Sono in una posizione di assoluto equilibrio, ma se molla il piede le mani non potranno far nulla per tenermi. Sono in equilibrio ma “chiuso”, respiro ed inizio ad espirare “aprendo”. Devo caricare la gamba, distenderla senza che il peso sfugga sul piede o che il movimento faccia sbandierare il corpo. Mi distendo e, terminato il respiro, mi richiudo: le mani appoggiate di palmo verso il basso fanno aderenza mentre riposiziono i piedi. Finalmente mi ridistendo e, mani e piedi appoggiati alla roccia, risalgo in aderenza la facile placca. Evviva!

Bruna e Keko ridevano divertiti dalla cima del sasso. Adoro arrampicare in aderenza ma i miei 83kg non mi lasciano molto margine di errore nel superare gli strapiombi. Se fossi caduto avrei sbattuto il musone prima di ribaltare al suolo: la giornata avrebbe avuto un pessimo epilogo.

“Hey Kekko! Se ti presto le scarpette e ti faccio sicura vorresti provare?” Kekko accetta, scende dal sasso e si fa spiegare il passo. Mio fratello non arrampica molto ma suona, ormai quasi come professionista, la chitarra Jazz. Questo fa sì che abbia una straordinaria presa nelle dita che già in passato è riuscita a soprendermi e stupirmi. Inoltre ha poco più che vent’anni, è molto più alto e pesa meno di sessantacinque chili.

Gli mostro come posizionarsi e lascio che parta. Il mio era stato un movimento delicato, lento e controllato, conquistato duramente centimetro per centimetro. Quello di mio fratello è stato una piccola esplosione: trazionando sul cristallo e spingendo con il piede si è “catapultato” oltre lo strapiombo atterrando in placca. Ero davvero stupito ma altrettanto lo era mio fratello: non ha mai arrampicato in aderenza sul granito e, superato lo strapiombo, non riusciva a capire come fosse possibile proseguire oltre.
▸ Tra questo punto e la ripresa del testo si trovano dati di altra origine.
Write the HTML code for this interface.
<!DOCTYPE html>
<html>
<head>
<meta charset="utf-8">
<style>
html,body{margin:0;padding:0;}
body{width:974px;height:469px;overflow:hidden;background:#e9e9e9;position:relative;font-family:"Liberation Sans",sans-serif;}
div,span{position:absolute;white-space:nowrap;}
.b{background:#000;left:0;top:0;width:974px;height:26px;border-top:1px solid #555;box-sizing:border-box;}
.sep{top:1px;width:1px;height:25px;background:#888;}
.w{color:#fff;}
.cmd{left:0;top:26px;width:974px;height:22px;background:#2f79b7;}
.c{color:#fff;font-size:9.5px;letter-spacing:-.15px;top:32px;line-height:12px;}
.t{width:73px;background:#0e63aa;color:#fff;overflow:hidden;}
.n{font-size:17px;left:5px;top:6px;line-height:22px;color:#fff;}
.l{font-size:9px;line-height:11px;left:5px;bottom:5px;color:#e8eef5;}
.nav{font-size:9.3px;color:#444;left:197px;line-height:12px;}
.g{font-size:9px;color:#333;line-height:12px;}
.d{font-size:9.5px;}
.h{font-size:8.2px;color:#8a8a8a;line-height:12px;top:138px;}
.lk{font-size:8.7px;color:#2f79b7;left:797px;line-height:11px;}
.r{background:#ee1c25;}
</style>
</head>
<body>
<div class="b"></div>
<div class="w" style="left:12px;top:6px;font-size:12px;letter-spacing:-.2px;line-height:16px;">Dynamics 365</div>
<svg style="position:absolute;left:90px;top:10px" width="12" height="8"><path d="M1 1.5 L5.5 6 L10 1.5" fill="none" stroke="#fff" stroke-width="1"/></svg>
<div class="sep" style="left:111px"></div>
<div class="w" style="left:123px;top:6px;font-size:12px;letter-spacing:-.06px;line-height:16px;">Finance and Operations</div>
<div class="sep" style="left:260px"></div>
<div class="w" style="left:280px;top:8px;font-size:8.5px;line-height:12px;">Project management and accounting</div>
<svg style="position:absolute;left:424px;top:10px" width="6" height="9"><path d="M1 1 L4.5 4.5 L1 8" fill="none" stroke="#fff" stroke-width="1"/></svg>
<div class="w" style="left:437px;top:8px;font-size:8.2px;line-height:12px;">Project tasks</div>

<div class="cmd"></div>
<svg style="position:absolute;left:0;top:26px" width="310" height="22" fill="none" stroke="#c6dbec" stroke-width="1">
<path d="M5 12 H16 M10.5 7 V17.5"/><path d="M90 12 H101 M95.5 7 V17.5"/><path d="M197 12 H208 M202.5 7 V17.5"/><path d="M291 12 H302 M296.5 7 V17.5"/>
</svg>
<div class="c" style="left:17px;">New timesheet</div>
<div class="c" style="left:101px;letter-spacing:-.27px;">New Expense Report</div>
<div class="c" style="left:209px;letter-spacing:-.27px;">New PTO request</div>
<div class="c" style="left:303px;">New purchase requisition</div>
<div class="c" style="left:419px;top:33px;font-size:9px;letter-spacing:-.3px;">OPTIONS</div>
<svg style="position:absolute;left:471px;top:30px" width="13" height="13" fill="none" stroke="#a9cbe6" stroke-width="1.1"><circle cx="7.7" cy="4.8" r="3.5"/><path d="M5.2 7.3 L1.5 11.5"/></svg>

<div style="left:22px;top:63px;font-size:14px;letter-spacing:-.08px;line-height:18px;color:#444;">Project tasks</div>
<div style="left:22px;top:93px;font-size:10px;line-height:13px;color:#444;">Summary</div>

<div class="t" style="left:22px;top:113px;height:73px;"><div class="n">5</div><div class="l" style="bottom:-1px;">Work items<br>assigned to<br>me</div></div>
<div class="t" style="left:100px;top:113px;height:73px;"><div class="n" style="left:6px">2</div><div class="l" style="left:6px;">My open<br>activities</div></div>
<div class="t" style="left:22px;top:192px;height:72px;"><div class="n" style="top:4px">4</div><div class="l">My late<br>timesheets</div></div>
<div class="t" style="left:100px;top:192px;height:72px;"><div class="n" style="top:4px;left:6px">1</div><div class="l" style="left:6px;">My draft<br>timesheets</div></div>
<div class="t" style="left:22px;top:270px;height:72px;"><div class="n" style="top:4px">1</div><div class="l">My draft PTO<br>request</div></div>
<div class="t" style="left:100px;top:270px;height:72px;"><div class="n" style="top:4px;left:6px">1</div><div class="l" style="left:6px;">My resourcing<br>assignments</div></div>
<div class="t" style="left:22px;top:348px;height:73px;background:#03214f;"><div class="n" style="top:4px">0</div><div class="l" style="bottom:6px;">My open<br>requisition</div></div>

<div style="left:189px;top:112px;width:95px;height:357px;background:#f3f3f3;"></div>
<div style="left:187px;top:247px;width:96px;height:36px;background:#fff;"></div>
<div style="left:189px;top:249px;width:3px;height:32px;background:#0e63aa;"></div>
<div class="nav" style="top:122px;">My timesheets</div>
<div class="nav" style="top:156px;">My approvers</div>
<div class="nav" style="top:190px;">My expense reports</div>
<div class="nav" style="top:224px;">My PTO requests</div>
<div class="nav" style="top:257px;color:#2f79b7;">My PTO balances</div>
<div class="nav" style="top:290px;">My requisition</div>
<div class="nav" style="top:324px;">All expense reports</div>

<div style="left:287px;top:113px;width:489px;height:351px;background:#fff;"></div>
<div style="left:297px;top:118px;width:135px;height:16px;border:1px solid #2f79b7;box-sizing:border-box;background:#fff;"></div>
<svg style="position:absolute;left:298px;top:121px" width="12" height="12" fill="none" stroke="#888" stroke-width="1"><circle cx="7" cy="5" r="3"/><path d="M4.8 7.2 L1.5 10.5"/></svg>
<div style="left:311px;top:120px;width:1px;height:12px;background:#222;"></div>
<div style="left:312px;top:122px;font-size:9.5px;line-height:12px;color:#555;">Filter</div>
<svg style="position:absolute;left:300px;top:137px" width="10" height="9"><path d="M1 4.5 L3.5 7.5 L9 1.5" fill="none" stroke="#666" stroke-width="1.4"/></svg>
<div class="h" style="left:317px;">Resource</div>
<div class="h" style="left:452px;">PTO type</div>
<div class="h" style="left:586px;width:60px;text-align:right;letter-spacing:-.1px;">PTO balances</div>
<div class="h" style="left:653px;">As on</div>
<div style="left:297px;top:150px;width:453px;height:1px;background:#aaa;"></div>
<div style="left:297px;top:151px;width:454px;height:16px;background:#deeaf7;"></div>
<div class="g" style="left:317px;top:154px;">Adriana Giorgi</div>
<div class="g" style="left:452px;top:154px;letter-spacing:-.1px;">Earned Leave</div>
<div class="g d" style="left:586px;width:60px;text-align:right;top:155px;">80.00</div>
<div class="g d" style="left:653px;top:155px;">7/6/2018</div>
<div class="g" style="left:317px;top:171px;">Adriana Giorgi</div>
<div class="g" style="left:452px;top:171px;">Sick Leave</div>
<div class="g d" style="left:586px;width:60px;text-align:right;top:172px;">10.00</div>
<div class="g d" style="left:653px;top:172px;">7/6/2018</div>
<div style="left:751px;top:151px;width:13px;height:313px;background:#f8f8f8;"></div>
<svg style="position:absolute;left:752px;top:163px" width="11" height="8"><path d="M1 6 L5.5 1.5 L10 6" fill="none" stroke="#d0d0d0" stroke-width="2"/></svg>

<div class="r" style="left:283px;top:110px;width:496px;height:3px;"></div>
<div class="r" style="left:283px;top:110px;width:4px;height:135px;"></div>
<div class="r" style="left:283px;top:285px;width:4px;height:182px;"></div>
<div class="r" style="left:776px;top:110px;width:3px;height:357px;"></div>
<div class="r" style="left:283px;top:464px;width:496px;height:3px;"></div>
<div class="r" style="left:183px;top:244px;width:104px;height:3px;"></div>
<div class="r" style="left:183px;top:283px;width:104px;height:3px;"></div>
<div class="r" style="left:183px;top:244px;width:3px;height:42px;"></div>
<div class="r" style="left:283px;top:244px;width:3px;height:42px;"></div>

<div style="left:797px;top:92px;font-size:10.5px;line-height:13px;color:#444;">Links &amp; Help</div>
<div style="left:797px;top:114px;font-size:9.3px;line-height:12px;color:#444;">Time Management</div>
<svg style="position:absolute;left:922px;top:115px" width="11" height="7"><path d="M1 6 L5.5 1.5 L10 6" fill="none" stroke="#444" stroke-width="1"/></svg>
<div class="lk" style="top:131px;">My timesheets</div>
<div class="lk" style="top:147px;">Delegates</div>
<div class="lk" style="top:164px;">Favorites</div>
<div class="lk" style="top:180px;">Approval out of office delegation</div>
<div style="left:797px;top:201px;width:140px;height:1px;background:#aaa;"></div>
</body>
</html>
Per un istante ha cercato quasi di sedersi per poi scoprire, passo dopo passo, con una certa titubanda, come i piedi in aderenza riuscissero a sostenerlo: “Non ho idea di quale legge fisica mi faccia star su: ma è una figata!”

Ed eccoci qui: a due passi dietro casa, nel cuore del regno del Calcare, a scoprire le magie del Granito.  Ci siamo davvero divertiti!